We had some white fish in the freezer, so I had another go at making this, from a recipe book called Moro. The first time I made it, the fish was wildly over-cooked, so it is adapted to take cognisance of the random bits of fish we sometimes get.
- Approximately 600g fish – white fish fillets, prawns, etcetera
- A bag of approx 20 small salad potatoes
- 3 tbsp olive oil
- 4 garlic cloves
- 15 cherry tomatoes
- 4 green peppers
- 2 tbsp oily black olives
- 100ml water
- salt and pepper
- 2 cloves of garlic
- 1 tsp salt
- 2 tsp ground cumin
- juice of 1 lemon
- 1/2 tbsp red wine vinegar
- 1 tsp paprika
- 1 bunch fresh coriander
- 1 tbsp olive oil.
- Make the marinade. Crush the garlic to a paste with the salt.
- Add the cumin and paprika, and continue to crush together, adding the other ingredients until reasonably well blended.
- Cut the fish into portions
- Mix about two thirds of the marinade mix with the fish, cover and set aside.
- Next, prepare the other ingredients:
- Boil the new potatoes in salted water for 15 minutes, then drain, cool and peel. Cut into halves.
- Slice the four garlic cloves
- Cut the cherry tomatoes in half
- Take the stems off the green peppers, and scrape out the seeds. Put them in a microwave dish with a lid and cook on high for about seven minutes. Take them out, and remove the lid after a couple of minutes. Peel the outer skin off the cooked peppers. Chop the peppers into strips.
- In a medium pan, heat the olive oil, and over a medium heat, fry the garlic for a couple of minutes until it starts to brown.
- Add the tomatoes, and continue to cook for a couple of minutes.
- Add the green peppers and the rest of the marinade, and cook for a couple of minutes
- Put the cooked potatoes in the bottom of a large flat casserole dish or tagine dish. Cover with most of the tomato mixture, then add the fish in a layer, still coated with the marinade. Then complete with the rest of the tomato mixture, and the olives.
- Add 100ml hot water, and cook for a further 6 minutes or so, until the fish is just cooked through.
Serve with bread and salad.
Another new recipe book with a middle eastern flavour, ‘Jerusalem’ by Yotam Ottolenghi and Sami Tamimi. This book is actually not so new to me, but I haven’t used it much. But then we had visitors who were looking at it, and Hector came in with a large pollock.
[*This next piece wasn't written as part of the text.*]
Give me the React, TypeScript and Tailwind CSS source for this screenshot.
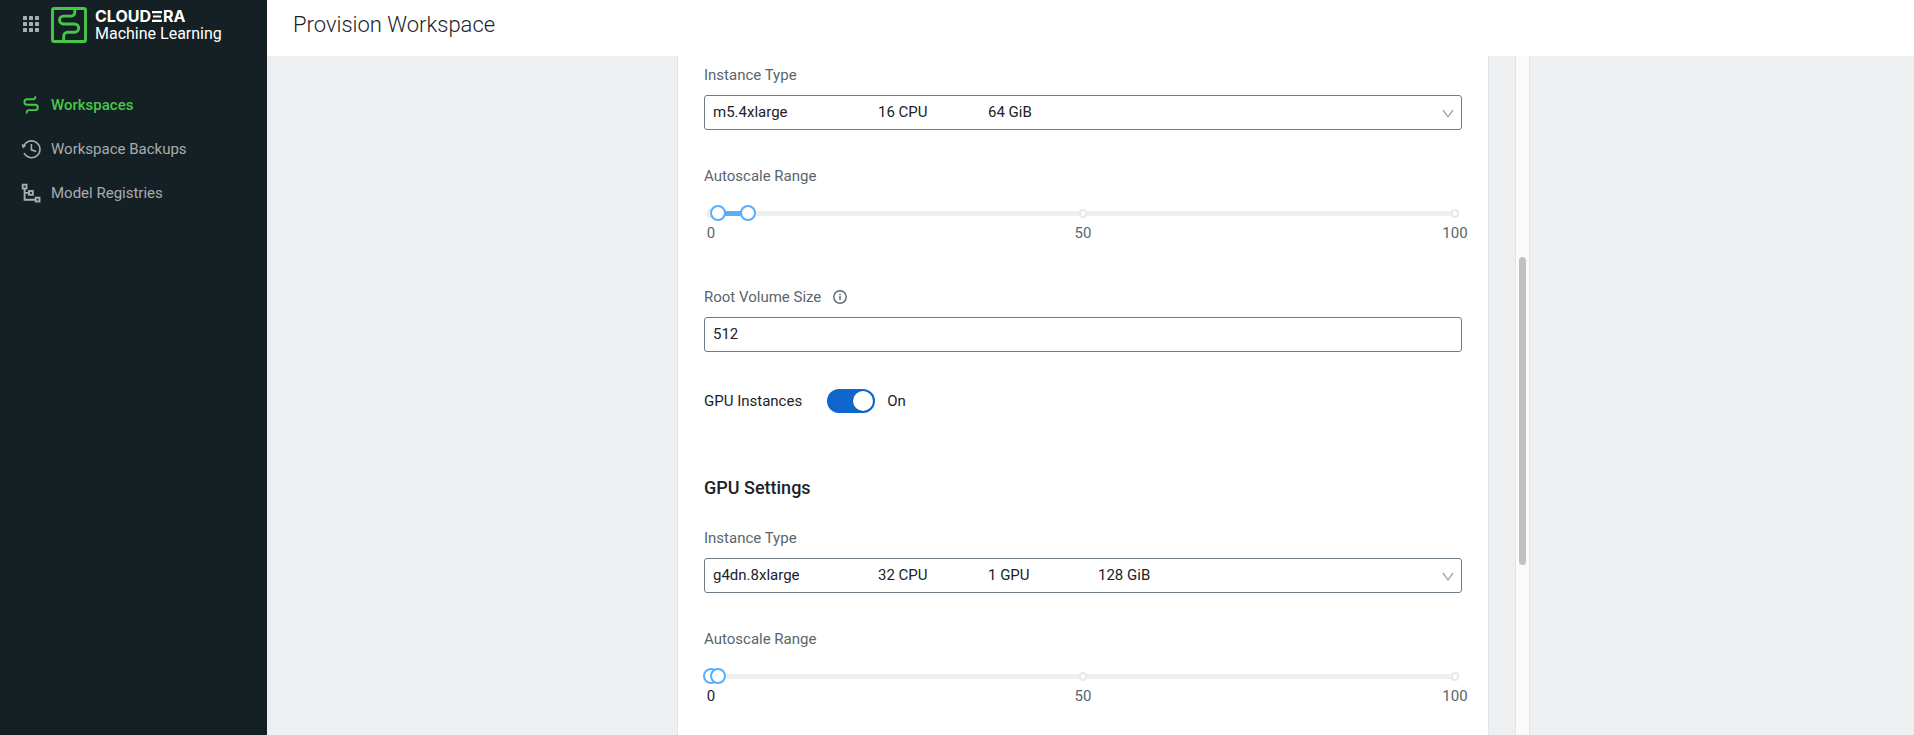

This makes 4 very large portions.
- 3 tbsp olive oil
- 2 onions, peeled and sliced (1cm slices)
- 1 tbsp coriander seeds
- 2 peppers (red and/or yellow), sliced (1cm slices)
- 2 garlic cloves
- 3 bayleaves
- 1 tbsp curry powder
- 1 can of chopped tomatoes
- 2-3 tsp sugar (I used basra date syrup instead)
- 5 tbsp cider vinegar
- 1 pollock, or around 500g of white fish, divided into pieces
- plain flour seasoned with salt and pepper
- 2 eggs, beaten
- salt and pepper to taste
- Preheat the oven to 190C
- Heat 2 tbsp of olive oil in a large pan, and add the onions with the coriander seeds. Cook on a medium heat for around five minutes.
- Add the peppers and cook for a further ten minutes
- Add the garlic, bayleaves, curry powder, and tomatoes. Cook for another eight minutes.
- Add sugar, vinegar, around 1 tsp salt and pepper, and cook together for another five minutes.
- Meanwhile, heat the other 2 tbsp of oil in a frying pan. Sprinkle a little salt on the fish, dip into the seasoned flour and then into the egg, and fry each portion for around 3 minutes, turning once.
- In a casserole dish, add the fish and the cooked sauce, so that the fish is at the bottom of the pan. Add around 250ml hot water to ensure that the fish is immersed.
- Place the pan in the oven for 10-12 minutes until the fish is cooked. Remove from the oven and allow the curry to cool to room temperature.
This dish can be eaten warm, as it is. It is better after a night in the fridge. Try garnishing with coriander leaves. We served this with bread.